**Written task:**
The line containing "number, number, number]" marks the end: extract everything from the first line of the data through that line, exactly, with no pictures.

**Supplied material:**
-- START --
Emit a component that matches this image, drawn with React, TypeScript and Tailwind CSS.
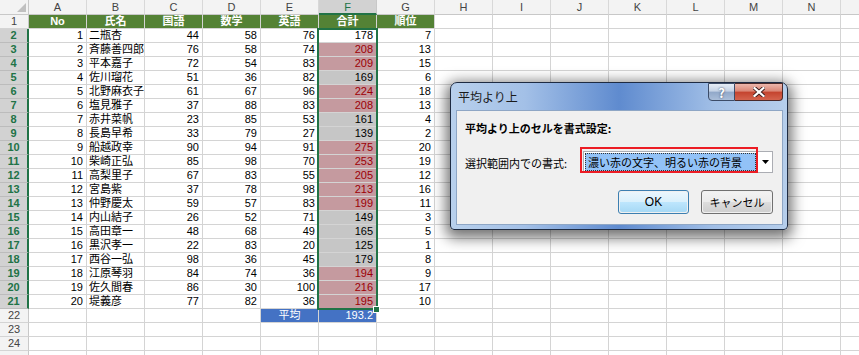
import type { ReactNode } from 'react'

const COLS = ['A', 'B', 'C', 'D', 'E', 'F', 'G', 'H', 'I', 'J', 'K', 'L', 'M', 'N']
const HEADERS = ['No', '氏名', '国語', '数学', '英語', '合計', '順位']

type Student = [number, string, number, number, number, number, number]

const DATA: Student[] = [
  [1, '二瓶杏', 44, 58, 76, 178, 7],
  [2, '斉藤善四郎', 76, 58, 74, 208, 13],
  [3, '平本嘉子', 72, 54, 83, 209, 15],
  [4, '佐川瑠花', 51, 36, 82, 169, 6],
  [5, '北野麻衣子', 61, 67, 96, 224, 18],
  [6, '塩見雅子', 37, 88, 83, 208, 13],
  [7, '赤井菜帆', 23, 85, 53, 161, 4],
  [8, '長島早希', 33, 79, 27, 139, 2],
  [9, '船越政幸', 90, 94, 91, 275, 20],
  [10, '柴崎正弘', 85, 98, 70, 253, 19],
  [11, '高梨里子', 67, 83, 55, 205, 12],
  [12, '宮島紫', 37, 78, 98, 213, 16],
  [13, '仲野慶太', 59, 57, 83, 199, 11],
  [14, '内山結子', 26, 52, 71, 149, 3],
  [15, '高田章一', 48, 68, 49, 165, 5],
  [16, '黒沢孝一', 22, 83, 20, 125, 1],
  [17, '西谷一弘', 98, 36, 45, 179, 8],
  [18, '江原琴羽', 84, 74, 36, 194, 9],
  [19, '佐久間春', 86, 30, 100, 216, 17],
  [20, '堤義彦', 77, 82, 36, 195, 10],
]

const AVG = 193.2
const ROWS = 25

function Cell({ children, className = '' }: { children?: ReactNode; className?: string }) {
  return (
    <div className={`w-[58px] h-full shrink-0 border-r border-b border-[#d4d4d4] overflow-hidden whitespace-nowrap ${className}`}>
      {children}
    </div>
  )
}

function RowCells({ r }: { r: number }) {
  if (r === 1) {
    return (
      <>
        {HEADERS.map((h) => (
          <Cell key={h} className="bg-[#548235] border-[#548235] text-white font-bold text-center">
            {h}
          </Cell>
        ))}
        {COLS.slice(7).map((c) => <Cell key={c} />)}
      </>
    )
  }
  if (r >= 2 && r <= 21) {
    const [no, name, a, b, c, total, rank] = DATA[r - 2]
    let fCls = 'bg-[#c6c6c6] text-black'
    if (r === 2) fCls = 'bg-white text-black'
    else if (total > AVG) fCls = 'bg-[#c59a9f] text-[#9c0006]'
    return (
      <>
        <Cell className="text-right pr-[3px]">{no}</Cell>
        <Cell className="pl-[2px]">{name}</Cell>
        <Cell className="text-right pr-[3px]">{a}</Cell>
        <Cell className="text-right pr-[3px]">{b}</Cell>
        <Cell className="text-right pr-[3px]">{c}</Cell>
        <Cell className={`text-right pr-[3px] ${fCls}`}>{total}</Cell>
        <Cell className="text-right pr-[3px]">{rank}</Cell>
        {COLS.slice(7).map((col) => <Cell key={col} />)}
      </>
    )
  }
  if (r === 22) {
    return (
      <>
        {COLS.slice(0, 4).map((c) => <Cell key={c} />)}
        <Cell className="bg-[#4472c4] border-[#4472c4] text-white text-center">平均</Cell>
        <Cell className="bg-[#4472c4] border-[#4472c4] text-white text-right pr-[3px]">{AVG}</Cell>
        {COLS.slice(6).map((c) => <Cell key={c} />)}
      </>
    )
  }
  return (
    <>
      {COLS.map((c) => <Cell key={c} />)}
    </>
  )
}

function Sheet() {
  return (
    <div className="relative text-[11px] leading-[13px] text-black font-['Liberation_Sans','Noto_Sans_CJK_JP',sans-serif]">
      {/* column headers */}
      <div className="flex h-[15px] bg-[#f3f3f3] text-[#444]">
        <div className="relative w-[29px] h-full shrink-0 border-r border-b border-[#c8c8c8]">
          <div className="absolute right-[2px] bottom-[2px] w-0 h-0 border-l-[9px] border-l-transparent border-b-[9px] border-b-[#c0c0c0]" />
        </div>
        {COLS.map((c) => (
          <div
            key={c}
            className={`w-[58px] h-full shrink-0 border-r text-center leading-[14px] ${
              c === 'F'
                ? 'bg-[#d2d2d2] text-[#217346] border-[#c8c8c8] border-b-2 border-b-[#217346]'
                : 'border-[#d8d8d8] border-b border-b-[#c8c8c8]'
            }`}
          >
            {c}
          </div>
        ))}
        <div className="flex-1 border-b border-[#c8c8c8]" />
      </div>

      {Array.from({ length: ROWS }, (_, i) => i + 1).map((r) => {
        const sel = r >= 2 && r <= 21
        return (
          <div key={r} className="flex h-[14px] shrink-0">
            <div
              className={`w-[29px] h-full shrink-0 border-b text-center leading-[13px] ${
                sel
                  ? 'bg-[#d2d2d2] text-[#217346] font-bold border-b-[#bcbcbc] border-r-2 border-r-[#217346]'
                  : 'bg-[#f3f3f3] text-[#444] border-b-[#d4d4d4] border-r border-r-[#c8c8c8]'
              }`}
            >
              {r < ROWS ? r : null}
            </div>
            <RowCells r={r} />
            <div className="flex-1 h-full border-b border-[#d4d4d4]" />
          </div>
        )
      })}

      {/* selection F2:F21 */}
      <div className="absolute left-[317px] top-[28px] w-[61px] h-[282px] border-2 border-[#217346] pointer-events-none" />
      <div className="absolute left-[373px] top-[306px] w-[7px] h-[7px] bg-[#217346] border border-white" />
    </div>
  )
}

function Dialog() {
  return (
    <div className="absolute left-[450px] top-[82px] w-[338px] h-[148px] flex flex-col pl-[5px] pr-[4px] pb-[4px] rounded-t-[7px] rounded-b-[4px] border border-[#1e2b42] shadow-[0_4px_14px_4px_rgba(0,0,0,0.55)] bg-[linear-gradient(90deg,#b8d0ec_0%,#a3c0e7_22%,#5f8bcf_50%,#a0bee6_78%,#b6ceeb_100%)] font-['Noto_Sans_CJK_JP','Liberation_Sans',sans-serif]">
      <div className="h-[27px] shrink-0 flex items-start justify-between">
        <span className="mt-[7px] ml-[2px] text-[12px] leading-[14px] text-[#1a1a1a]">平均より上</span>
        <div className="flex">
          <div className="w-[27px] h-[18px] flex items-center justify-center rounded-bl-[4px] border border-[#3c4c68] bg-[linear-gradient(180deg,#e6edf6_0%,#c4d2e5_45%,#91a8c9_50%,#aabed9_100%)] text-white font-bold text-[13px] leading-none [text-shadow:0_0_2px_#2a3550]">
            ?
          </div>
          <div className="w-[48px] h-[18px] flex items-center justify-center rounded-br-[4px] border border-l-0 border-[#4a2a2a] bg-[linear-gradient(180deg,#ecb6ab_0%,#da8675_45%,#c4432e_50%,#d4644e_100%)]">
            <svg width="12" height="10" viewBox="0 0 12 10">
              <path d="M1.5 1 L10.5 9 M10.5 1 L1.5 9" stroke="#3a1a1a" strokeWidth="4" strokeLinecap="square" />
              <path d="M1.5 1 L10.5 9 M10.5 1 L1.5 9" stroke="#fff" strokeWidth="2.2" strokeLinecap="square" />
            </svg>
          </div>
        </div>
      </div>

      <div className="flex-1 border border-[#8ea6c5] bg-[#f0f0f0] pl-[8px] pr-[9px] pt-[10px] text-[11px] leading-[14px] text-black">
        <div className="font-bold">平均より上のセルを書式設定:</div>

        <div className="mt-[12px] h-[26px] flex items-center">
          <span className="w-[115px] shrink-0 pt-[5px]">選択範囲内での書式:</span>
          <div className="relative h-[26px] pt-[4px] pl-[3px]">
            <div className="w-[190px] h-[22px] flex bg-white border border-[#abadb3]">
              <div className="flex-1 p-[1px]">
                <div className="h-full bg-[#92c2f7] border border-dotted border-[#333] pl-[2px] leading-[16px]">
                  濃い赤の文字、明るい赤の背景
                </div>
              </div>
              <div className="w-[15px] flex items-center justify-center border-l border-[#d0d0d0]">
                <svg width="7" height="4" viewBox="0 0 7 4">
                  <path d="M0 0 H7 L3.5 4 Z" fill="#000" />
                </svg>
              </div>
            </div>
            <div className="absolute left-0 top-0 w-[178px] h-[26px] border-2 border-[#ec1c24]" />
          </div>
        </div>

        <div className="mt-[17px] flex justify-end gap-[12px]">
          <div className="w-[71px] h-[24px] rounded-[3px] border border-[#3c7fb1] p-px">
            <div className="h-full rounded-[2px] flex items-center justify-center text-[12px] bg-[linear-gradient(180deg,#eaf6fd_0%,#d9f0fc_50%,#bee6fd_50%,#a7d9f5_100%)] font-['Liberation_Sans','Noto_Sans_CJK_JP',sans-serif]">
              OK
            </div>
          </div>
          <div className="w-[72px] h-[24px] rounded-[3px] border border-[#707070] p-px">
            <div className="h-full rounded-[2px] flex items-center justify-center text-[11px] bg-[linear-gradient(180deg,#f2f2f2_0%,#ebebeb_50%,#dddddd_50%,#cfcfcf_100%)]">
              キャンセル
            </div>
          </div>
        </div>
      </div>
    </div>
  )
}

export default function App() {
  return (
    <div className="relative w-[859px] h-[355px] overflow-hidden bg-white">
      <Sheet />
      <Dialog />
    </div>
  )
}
-- END --
**Finished exercise:**
Emit a component that matches this image, drawn with React, TypeScript and Tailwind CSS.
import type { ReactNode } from 'react'

const COLS = ['A', 'B', 'C', 'D', 'E', 'F', 'G', 'H', 'I', 'J', 'K', 'L', 'M', 'N']
const HEADERS = ['No', '氏名', '国語', '数学', '英語', '合計', '順位']

type Student = [number, string, number, number, number, number, number]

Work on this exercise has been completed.